At 6:10 PM -0500 12/7/2009, D. Finnigan wrote:
>On Mon, 7 Dec 2009 17:54:40 -0500, Dan <[email protected]> wrote:
>>  At 5:19 PM -0500 12/7/2009, D. Finnigan wrote:
>>>On Mon, 7 Dec 2009 17:14:10 -0500, Dan <[email protected]> wrote:
>>>   > Did the byte-count remain constant?  No data transfer errors?  You
>>>>   checked that?
>>>
>>>There shouldn't have been any, otherwise the data checksums wouldn't
>have
>>>matched and the Finder would have flagged the copy operation as having
>>>failed.
>>
>>  What data checksums?   Finder doesn't do any checking.
>
>Then how does the Finder tell if a copy was successful or not?

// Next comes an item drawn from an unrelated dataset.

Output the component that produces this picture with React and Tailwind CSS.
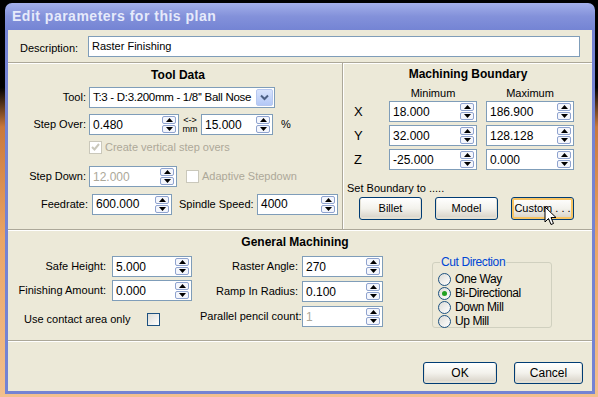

Define "successful".  All Finder knows is that the underlying file 
copy primitive didn't return a fatal i/o error.  If the disk doesn't 
complain with a hard i/o error, Finder will happily copy corrupted 
blocks from point a to b.

There just is no crc or checksum applied to the actual file data. 
That's why, for example, Apple recently implemented special signing 
for applications.  Prior to that, there was no way to tell if an app 
had been corrupted or hacked, unless it crashed or spazzed.

- Dan.
-- 
- Psychoceramic Emeritus; South Jersey, USA, Earth.